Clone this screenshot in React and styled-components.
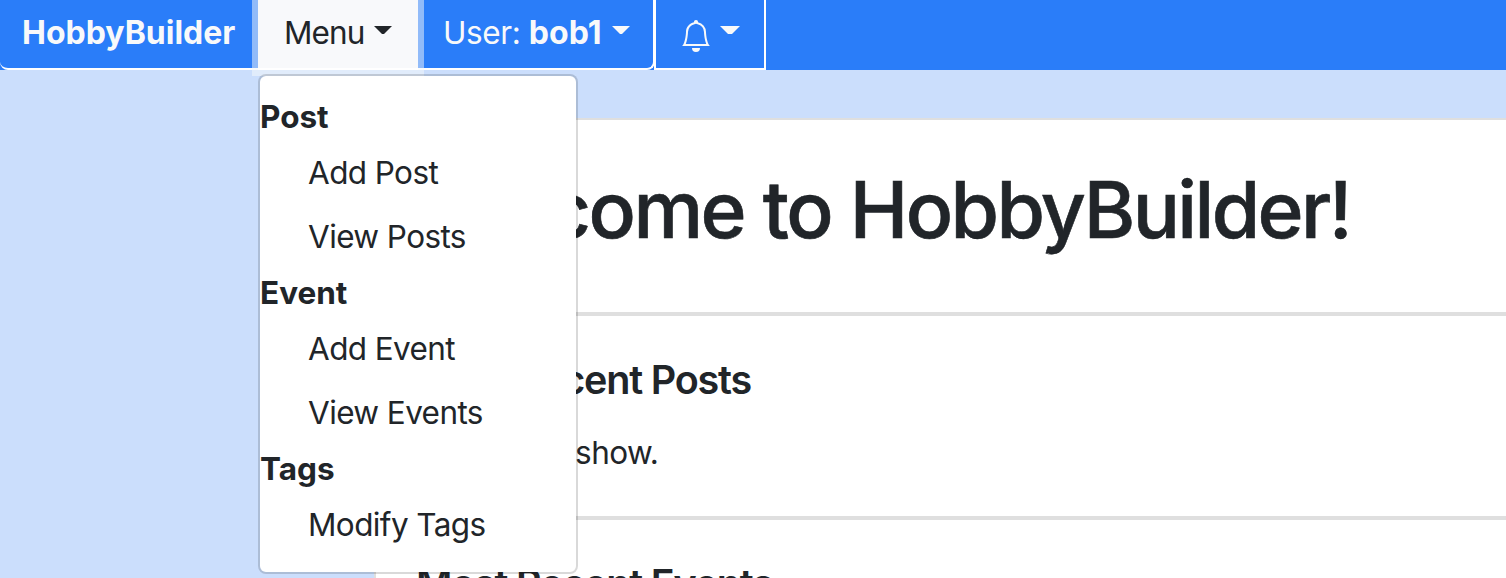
import React from 'react';
import styled, { createGlobalStyle } from 'styled-components';
import { BsBell } from 'react-icons/bs';

const Global = createGlobalStyle`
  *, *::before, *::after { box-sizing: border-box; }
  html, body { margin: 0; }
  body {
    background: #cbdefc;
    color: #212529;
    font-family: Inter, "Liberation Sans", sans-serif;
    font-size: 31.5px;
    line-height: 48px;
    letter-spacing: -0.6px;
  }
`;

const Page = styled.div`
  display: flex;
  flex-direction: column;
  height: 100vh;
  overflow: hidden;
`;

const Navbar = styled.nav`
  display: flex;
  flex: none;
  height: 70px;
  background: #2a7df9;
`;

const ButtonGroup = styled.div`
  display: flex;
  width: 655px;
  border: 2px solid #fff;
  border-top: 0;
  border-left: 0;
  border-radius: 0 0 8px 8px;
`;

const NavButton = styled.button`
  display: flex;
  align-items: flex-start;
  flex: none;
  width: ${(p) => p.$width}px;
  height: 68px;
  margin: 0;
  padding: 9px 0 0 ${(p) => p.$inset}px;
  border: 0;
  background: none;
  color: #f8f9fa;
  font: inherit;
  letter-spacing: ${(p) => p.$track ?? -0.6}px;
  white-space: pre;
  text-align: left;
`;

const Strong = styled.b`
  font-size: 32px;
  font-weight: 700;
  letter-spacing: 0;
`;

const MenuSlot = styled.div`
  position: relative;
  z-index: 1;
  flex: none;
  width: 160px;
  margin: 0 6px;
`;

const ActiveButton = styled(NavButton)`
  height: 70px;
  background: #f8f9fb;
  border-bottom: 2px solid #fff;
  color: #212529;
  box-shadow: 0 0 0 6px rgba(248, 249, 250, 0.5);
`;

const BellButton = styled(NavButton)`
  height: 70px;
  margin-left: -1px;
  padding-top: 20px;
  border: solid #fff;
  border-width: 0 2px 2px;
`;

const Caret = styled.span`
  width: ${(p) => p.$width}px;
  height: 8px;
  margin: ${(p) => p.$top}px 0 0 ${(p) => p.$gap}px;
  border: solid transparent;
  border-width: 8px 8px 0;
  border-top-color: currentColor;
`;

const Dropdown = styled.ul`
  position: absolute;
  top: 74px;
  left: 0;
  width: 320px;
  height: 500px;
  margin: 0;
  padding: 17px 0 0;
  list-style: none;
  background: #fff;
  background-clip: padding-box;
  border: 2px solid rgba(0, 0, 0, 0.15);
  border-radius: 8px;
`;

const GroupTitle = styled.li`
  height: 48px;
  font-weight: 700;
  letter-spacing: 0;
`;

const MenuItem = styled.li`
  height: 64px;
  padding: 8px 0 0 48px;
`;

const Panel = styled.main`
  flex: 1;
  min-height: 0;
  margin: 48px 0 0 374px;
  overflow: hidden;
  background: #fff;
  border: solid #dfdfdf;
  border-width: 2px 0 0 2px;
  white-space: nowrap;
`;

const Section = styled.section`
  height: ${(p) => p.$height}px;
  padding: ${(p) => p.$top}px 0 0 40px;
  border-bottom: 4px solid #dfdfdf;
`;

const Title = styled.h1`
  margin: 0 0 0 -3px;
  font-size: 78.5px;
  font-weight: 500;
  line-height: 96px;
  letter-spacing: -2.6px;
  word-spacing: 0.5px;
  -webkit-text-stroke: 0.6px currentColor;
`;

const Heading = styled.h2`
  margin: 0;
  font-size: 39.5px;
  font-weight: 600;
  line-height: 48px;
  letter-spacing: -1.2px;
`;

const Text = styled.p`
  margin: 25px 0 0 2px;
`;

const groups = [
  { title: 'Post', items: ['Add Post', 'View Posts'] },
  { title: 'Event', items: ['Add Event', 'View Events'] },
  { title: 'Tags', items: ['Modify Tags'] },
];

export default function App() {
  return (
    <Page>
      <Global />
      <Navbar>
        <ButtonGroup>
          <NavButton $width={252} $inset={22}><Strong>HobbyBuilder</Strong></NavButton>
          <MenuSlot>
            <ActiveButton $width={160} $inset={26} $track={-0.9}>Menu<Caret $width={18} $top={17} $gap={10} /></ActiveButton>
            <Dropdown>
              {groups.map((g) => (
                <React.Fragment key={g.title}>
                  <GroupTitle>{g.title}</GroupTitle>
                  {g.items.map((i) => <MenuItem key={i}>{i}</MenuItem>)}
                </React.Fragment>
              ))}
            </Dropdown>
          </MenuSlot>
          <NavButton $width={228} $inset={19} $track={-0.4}>User: <Strong>bob1</Strong><Caret $width={18} $top={17} $gap={10} /></NavButton>
        </ButtonGroup>
        <BellButton $width={112} $inset={24}><BsBell size={32} /><Caret $width={20} $top={6} $gap={8} /></BellButton>
      </Navbar>
      <Panel>
        <Section $height={196} $top={42}><Title>Welcome to HobbyBuilder!</Title></Section>
        <Section $height={204} $top={40}>
          <Heading>Most Recent Posts</Heading>
          <Text>Nothing to show.</Text>
        </Section>
        <Section $height={204} $top={40}><Heading>Most Recent Events</Heading></Section>
      </Panel>
    </Page>
  );
}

YOUR GOAL
Without the pictures, retype the whole of the material above exactly.

FINISHED EXERCISE
Clone this screenshot in React and styled-components.
import React from 'react';
import styled, { createGlobalStyle } from 'styled-components';
import { BsBell } from 'react-icons/bs';

const Global = createGlobalStyle`
  *, *::before, *::after { box-sizing: border-box; }
  html, body { margin: 0; }
  body {
    background: #cbdefc;
    color: #212529;
    font-family: Inter, "Liberation Sans", sans-serif;
    font-size: 31.5px;
    line-height: 48px;
    letter-spacing: -0.6px;
  }
`;

const Page = styled.div`
  display: flex;
  flex-direction: column;
  height: 100vh;
  overflow: hidden;
`;

const Navbar = styled.nav`
  display: flex;
  flex: none;
  height: 70px;
  background: #2a7df9;
`;

const ButtonGroup = styled.div`
  display: flex;
  width: 655px;
  border: 2px solid #fff;
  border-top: 0;
  border-left: 0;
  border-radius: 0 0 8px 8px;
`;

const NavButton = styled.button`
  display: flex;
  align-items: flex-start;
  flex: none;
  width: ${(p) => p.$width}px;
  height: 68px;
  margin: 0;
  padding: 9px 0 0 ${(p) => p.$inset}px;
  border: 0;
  background: none;
  color: #f8f9fa;
  font: inherit;
  letter-spacing: ${(p) => p.$track ?? -0.6}px;
  white-space: pre;
  text-align: left;
`;

const Strong = styled.b`
  font-size: 32px;
  font-weight: 700;
  letter-spacing: 0;
`;

const MenuSlot = styled.div`
  position: relative;
  z-index: 1;
  flex: none;
  width: 160px;
  margin: 0 6px;
`;

const ActiveButton = styled(NavButton)`
  height: 70px;
  background: #f8f9fb;
  border-bottom: 2px solid #fff;
  color: #212529;
  box-shadow: 0 0 0 6px rgba(248, 249, 250, 0.5);
`;

const BellButton = styled(NavButton)`
  height: 70px;
  margin-left: -1px;
  padding-top: 20px;
  border: solid #fff;
  border-width: 0 2px 2px;
`;

const Caret = styled.span`
  width: ${(p) => p.$width}px;
  height: 8px;
  margin: ${(p) => p.$top}px 0 0 ${(p) => p.$gap}px;
  border: solid transparent;
  border-width: 8px 8px 0;
  border-top-color: currentColor;
`;

const Dropdown = styled.ul`
  position: absolute;
  top: 74px;
  left: 0;
  width: 320px;
  height: 500px;
  margin: 0;
  padding: 17px 0 0;
  list-style: none;
  background: #fff;
  background-clip: padding-box;
  border: 2px solid rgba(0, 0, 0, 0.15);
  border-radius: 8px;
`;

const GroupTitle = styled.li`
  height: 48px;
  font-weight: 700;
  letter-spacing: 0;
`;

const MenuItem = styled.li`
  height: 64px;
  padding: 8px 0 0 48px;
`;

const Panel = styled.main`
  flex: 1;
  min-height: 0;
  margin: 48px 0 0 374px;
  overflow: hidden;
  background: #fff;
  border: solid #dfdfdf;
  border-width: 2px 0 0 2px;
  white-space: nowrap;
`;

const Section = styled.section`
  height: ${(p) => p.$height}px;
  padding: ${(p) => p.$top}px 0 0 40px;
  border-bottom: 4px solid #dfdfdf;
`;

const Title = styled.h1`
  margin: 0 0 0 -3px;
  font-size: 78.5px;
  font-weight: 500;
  line-height: 96px;
  letter-spacing: -2.6px;
  word-spacing: 0.5px;
  -webkit-text-stroke: 0.6px currentColor;
`;

const Heading = styled.h2`
  margin: 0;
  font-size: 39.5px;
  font-weight: 600;
  line-height: 48px;
  letter-spacing: -1.2px;
`;

const Text = styled.p`
  margin: 25px 0 0 2px;
`;

const groups = [
  { title: 'Post', items: ['Add Post', 'View Posts'] },
  { title: 'Event', items: ['Add Event', 'View Events'] },
  { title: 'Tags', items: ['Modify Tags'] },
];

export default function App() {
  return (
    <Page>
      <Global />
      <Navbar>
        <ButtonGroup>
          <NavButton $width={252} $inset={22}><Strong>HobbyBuilder</Strong></NavButton>
          <MenuSlot>
            <ActiveButton $width={160} $inset={26} $track={-0.9}>Menu<Caret $width={18} $top={17} $gap={10} /></ActiveButton>
            <Dropdown>
              {groups.map((g) => (
                <React.Fragment key={g.title}>
                  <GroupTitle>{g.title}</GroupTitle>
                  {g.items.map((i) => <MenuItem key={i}>{i}</MenuItem>)}
                </React.Fragment>
              ))}
            </Dropdown>
          </MenuSlot>
          <NavButton $width={228} $inset={19} $track={-0.4}>User: <Strong>bob1</Strong><Caret $width={18} $top={17} $gap={10} /></NavButton>
        </ButtonGroup>
        <BellButton $width={112} $inset={24}><BsBell size={32} /><Caret $width={20} $top={6} $gap={8} /></BellButton>
      </Navbar>
      <Panel>
        <Section $height={196} $top={42}><Title>Welcome to HobbyBuilder!</Title></Section>
        <Section $height={204} $top={40}>
          <Heading>Most Recent Posts</Heading>
          <Text>Nothing to show.</Text>
        </Section>
        <Section $height={204} $top={40}><Heading>Most Recent Events</Heading></Section>
      </Panel>
    </Page>
  );
}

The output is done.